While attitudes toward gay people have changed a great deal for the better in my lifetime, prejudice and stereotypes remain. There is one stereotype in particular that kept me from coming out until later in life: that of the gay man as a predator from whom children must be protected. I am told I am good in my interaction with children and young people. I am gentle and soft-spoken and very easy going, and children generally like me. Because of this, it was suggested that I consider a career in teaching by one of my mentors at Queen’s University. I was reluctant to go into teaching because of this stereotype. I was confronted with this stereotype and the prejudice against gay men as teachers in 1986, the year I graduated from Queen’s. The Chairman of the Frontenac County Board of Education, in commenting on the amendment to the Ontario Human Rights Code which added sexual orientation to the list of prohibited grounds of discrimination, was dismayed that he no longer had any legal grounds to refuse to hire a teacher if he knew he was dealing with an “obvious faggot.”
Following my graduation from Queen’s, I found work in a federal government library as a clerk and one day my boss presented me with the application forms for the School of Library and Information Science (SLIS) at the University of Western Ontario. The school takes 60 new students per trimester, so I thought my chances of admission were slim to none, having a solid B average in my undergrad degree, but hey, there was no harm in applying. To my astonishment and delight, I was offered admission! I enrolled in SLIS in 1990 and along with the core courses I was required to take I chose as electives courses in children’s librarianship, children’s literature and librarianship for young adults. I had not precluded the possibility of working in a school library or for a public library as a children’s librarian. It never occurred to me I would become a librarian all the years I was growing up. Though I have always liked books and enjoyed borrowing them from school and public libraries, by and large, the memories I have of visiting libraries as a child and adolescent is the array of cranky old bitches who went out of their way to make children and young people feel unwelcome. I resolved that if I ever became a children’s librarian, I would make sure to make my young patrons feel welcome in the library.
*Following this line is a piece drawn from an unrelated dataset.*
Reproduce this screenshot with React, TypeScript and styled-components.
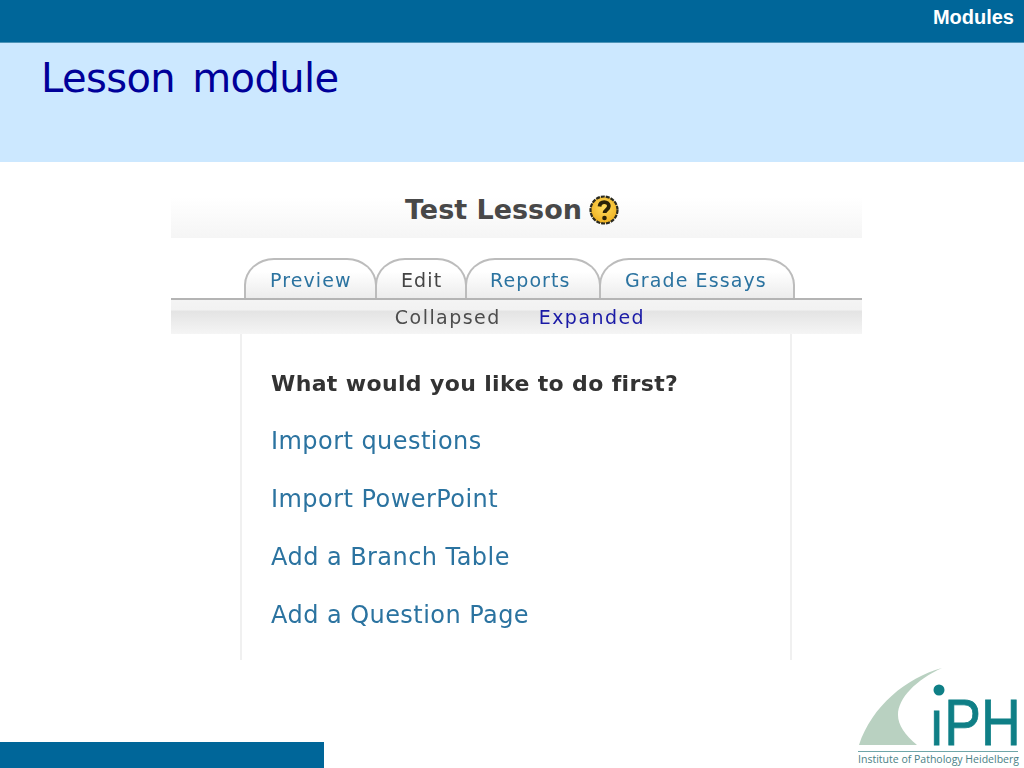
import React from "react";
import styled, { createGlobalStyle } from "styled-components";

const GlobalStyle = createGlobalStyle`
  html, body {
    margin: 0;
    padding: 0;
    background: #fff;
  }
`;

const tabs = [
  { label: "Preview", width: 133, pad: 24, active: false },
  { label: "Edit", width: 92, pad: 24, active: true },
  { label: "Reports", width: 136, pad: 23, active: false },
  { label: "Grade Essays", width: 196, pad: 24, active: false },
];

const links = ["Import questions", "Import PowerPoint", "Add a Branch Table", "Add a Question Page"];

const App = () => {
  return (
    <Page>
      <GlobalStyle />
      <TopBar>
        <SectionName>Modules</SectionName>
      </TopBar>
      <TitleBand>
        <Title>Lesson module</Title>
      </TitleBand>
      <Main>
        <Shot>
          <ShotHeading>
            <ShotTitle>Test Lesson</ShotTitle>
            <HelpIcon viewBox="0 0 30 30">
              <defs>
                <radialGradient id="helpFill" cx="0.5" cy="0.4" r="0.6">
                  <stop offset="0" stopColor="#ffdc5e" />
                  <stop offset="1" stopColor="#eeb020" />
                </radialGradient>
              </defs>
              <circle cx="15" cy="15" r="13.5" fill="url(#helpFill)" stroke="#2a2a20" strokeWidth="2.200" strokeDasharray="4 1" />
              <path d="M10.5 11.500c.3-3 2.200-4.400 4.700-4.400 2.700 0 4.700 1.600 4.700 4 0 3.600-4.300 3.600-4.300 7" fill="none" stroke="#2a2208" strokeWidth="3.800" />
              <circle cx="15.500" cy="23" r="2.300" fill="#2a2208" />
            </HelpIcon>
          </ShotHeading>
          <TabRow>
            {tabs.map((tab) => (
              <Tab key={tab.label} $width={tab.width} $pad={tab.pad} $active={tab.active}>
                {tab.label}
              </Tab>
            ))}
          </TabRow>
          <SubTabs>
            <SubTab>Collapsed</SubTab>
            <SubTab $current>Expanded</SubTab>
          </SubTabs>
          <Content>
            <Question>What would you like to do first?</Question>
            <LinkList>
              {links.map((link) => (
                <ActionLink key={link}>{link}</ActionLink>
              ))}
            </LinkList>
          </Content>
        </Shot>
      </Main>
      <Footer>
        <FooterBar />
        <Logo viewBox="0 0 166 100">
          <path d="M84 0C48 10 14 38 1 77H59C47 67 40 57 40 47C40 30 58 12 84 0Z" fill="#b9d1c1" />
          <circle cx="81" cy="22" r="5.500" fill="#0f7f86" />
          <LogoLetters transform="translate(71 77) scale(0.86 1)">ıPH</LogoLetters>
          <line x1="0" y1="83.500" x2="160" y2="83.500" stroke="#6fa6a8" strokeWidth="1" />
          <LogoCaption transform="translate(0 95) scale(0.915 1)">Institute of Pathology Heidelberg</LogoCaption>
        </Logo>
      </Footer>
    </Page>
  );
};

export default App;

const Page = styled.div`
  display: flex;
  flex-direction: column;
  width: 1024px;
  height: 768px;
  overflow: hidden;
  background: #fff;
`;

const TopBar = styled.header`
  display: flex;
  justify-content: flex-end;
  height: 43px;
  flex: none;
  padding: 7px 10px 0 0;
  box-sizing: border-box;
  background: #006699;
  border-bottom: 1px solid #4d94b8;
`;

const SectionName = styled.span`
  font: bold 20px/20px "Liberation Sans", Arial, sans-serif;
  color: #fff;
`;

const TitleBand = styled.div`
  height: 119px;
  flex: none;
  padding: 12px 0 0 41px;
  box-sizing: border-box;
  background: #cce8ff;
`;

const Title = styled.h1`
  margin: 0;
  font: normal 40px/46px "DejaVu Sans", Verdana, sans-serif;
  letter-spacing: -0.6px;
  word-spacing: 5px;
  color: #000099;
`;

const Main = styled.main`
  height: 498px;
  flex: none;
  padding: 18px 0 0 171px;
  box-sizing: border-box;
`;

const Shot = styled.section`
  display: flex;
  flex-direction: column;
  width: 691px;
  height: 480px;
  font-family: "DejaVu Sans", Verdana, sans-serif;
  filter: blur(0.45px);
`;

const ShotHeading = styled.div`
  display: flex;
  justify-content: center;
  align-items: center;
  gap: 7px;
  height: 58px;
  flex: none;
  padding: 1px 9px 0 0;
  box-sizing: border-box;
  background: linear-gradient(#fff 0%, #fff 30%, #f5f5f5 100%);
`;

const ShotTitle = styled.span`
  font-size: 27px;
  font-weight: bold;
  letter-spacing: 0;
  color: #484848;
`;

const HelpIcon = styled.svg`
  width: 30px;
  height: 30px;
`;

const TabRow = styled.div`
  display: flex;
  height: 42px;
  flex: none;
  margin-top: 20px;
  padding-left: 73px;
  box-sizing: border-box;
  border-bottom: 2px solid #b4b4b4;
`;

const Tab = styled.div<{ $width: number; $pad: number; $active: boolean }>`
  width: ${(p) => p.$width}px;
  height: 40px;
  margin-right: -2px;
  box-sizing: border-box;
  padding: 9px 0 0 ${(p) => p.$pad}px;
  border: 2px solid #bcbcbc;
  border-bottom: none;
  border-radius: 30px 30px 0 0 / 27px 27px 0 0;
  background: linear-gradient(#fff 30%, #ececec 100%);
  font-size: 19px;
  line-height: 22px;
  letter-spacing: 1.1px;
  white-space: nowrap;
  color: ${(p) => (p.$active ? "#444" : "#2b73a0")};
`;

const SubTabs = styled.div`
  display: flex;
  justify-content: center;
  gap: 38px;
  height: 34px;
  flex: none;
  padding: 6px 0 0 7px;
  box-sizing: border-box;
  background: linear-gradient(#f4f4f4 0%, #f2f2f2 28%, #e4e4e4 34%, #f5f5f5 100%);
`;

const SubTab = styled.span<{ $current?: boolean }>`
  font-size: 19px;
  line-height: 22px;
  letter-spacing: 1.45px;
  color: ${(p) => (p.$current ? "#1a1aa6" : "#4c4c4c")};
`;

const Content = styled.div`
  width: 552px;
  height: 326px;
  flex: none;
  margin-left: 69px;
  padding: 36px 0 0 29px;
  box-sizing: border-box;
  border-left: 2px solid #f0f0f0;
  border-right: 2px solid #f0f0f0;
`;

const Question = styled.h2`
  margin: 0;
  font-size: 22px;
  line-height: 28px;
  font-weight: bold;
  letter-spacing: 0.36px;
  color: #333;
`;

const LinkList = styled.div`
  display: flex;
  flex-direction: column;
  gap: 28px;
  margin-top: 28px;
`;

const ActionLink = styled.a`
  font-size: 24px;
  line-height: 30px;
  letter-spacing: 0.45px;
  color: #2b73a0;
`;

const Footer = styled.footer`
  display: flex;
  justify-content: space-between;
  align-items: flex-end;
  flex: 1;
  min-height: 0;
`;

const FooterBar = styled.div`
  width: 324px;
  height: 26px;
  background: #006699;
`;

const Logo = styled.svg`
  width: 166px;
  height: 100px;
`;

const LogoLetters = styled.text`
  font: normal 64px "Liberation Sans", Arial, sans-serif;
  fill: #0f7f86;
  stroke: #0f7f86;
  stroke-width: 0.8px;
`;

const LogoCaption = styled.text`
  font: normal 11.5px "Open Sans", "Liberation Sans", sans-serif;
  fill: #4a7f85;
`;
I graduated from SLIS in 1993, having studied part-time the first two years and completing my studies full-time in the final year, and set about finding work as a librarian. Though I applied for various positions as children’s librarian in Canada and the United States, it was not until 1995 that I was offered a temporary position with the Smiths Falls Public Library. I was hired to stand in for a permanent employee who was off on maternity leave. Smiths Falls is a small town about one hour’s drive outside of Ottawa. My duties as children’s librarian were extensive, to say the least. Every week I was required to come up with a theme for preschool story time, select stories to read, a craft for the children to create and a movie from the library’s selection of 16 mm reels of film to show. I had bi-weekly visits from 4th-6th-grade classes and also went out into local schools and community centres to read stories and encourage the children to use the public library. I was charged with the task of designing a program for the summer reading club and activities to introduce 3rd graders to the library. The mandate of the children’s librarian was to interest children in reading and encourage them to borrow books from the library.
I applied myself to these tasks and did my best to ensure the library was a fun and welcoming environment for the children and families I served. When word got out it was a man putting on preschool story time, fathers began showing up with their children. Among the families, I had visit the library were a number who were homeschooling their children because of their sincerely held religious beliefs. These parents always brought lists of materials they did not want their children to view, and I was happy to oblige but had they, or anyone else for that matter, demanded I remove any materials from the library collection, I would have refused. I got along fine with these parents as they had no idea I am gay. I remember one occasion when I was talking to a woman who was one of the homeschoolers. Her little girl who was with her blurted out “my mother likes you, but she’s already married.” The fact is I was good at my job, and my sexual orientation had no bearing on my ability to carry out my responsibilities like children’s librarian.
I cannot say for sure what would have happened had anyone found out I am gay. I was careful to keep this to myself for fear I would lose my job if word got out. I have no doubt the religious families who were homeschooling their children and other families would have objected to my being employed as children’s librarian, despite the fact we got along fine all the while they had no idea I was gay. The library board could not have fired me for being gay as this is unlawful, but if they wanted to be rid of me for that reason, they could have some other grounds for my dismissal. While it bothered me at the time that I felt the need to conceal the truth about myself, I accepted this was just the reality. Homosexuality is neither approved nor tolerated by some people, so it is better to take your place in society as a member of an invisible minority.
When my term of employment as children’s librarian at Smiths Falls Public Library was completed, I decided that working with children is really not for me as it was the most daunting, time-consuming and thankless work you can get in a library. These days I work in a university library. I enjoy my work and have found my niche in the labour force. I live openly with pride with Mika in the present to having decided that remaining in the closet only enables those who harbour prejudice and stereotypes against gay people.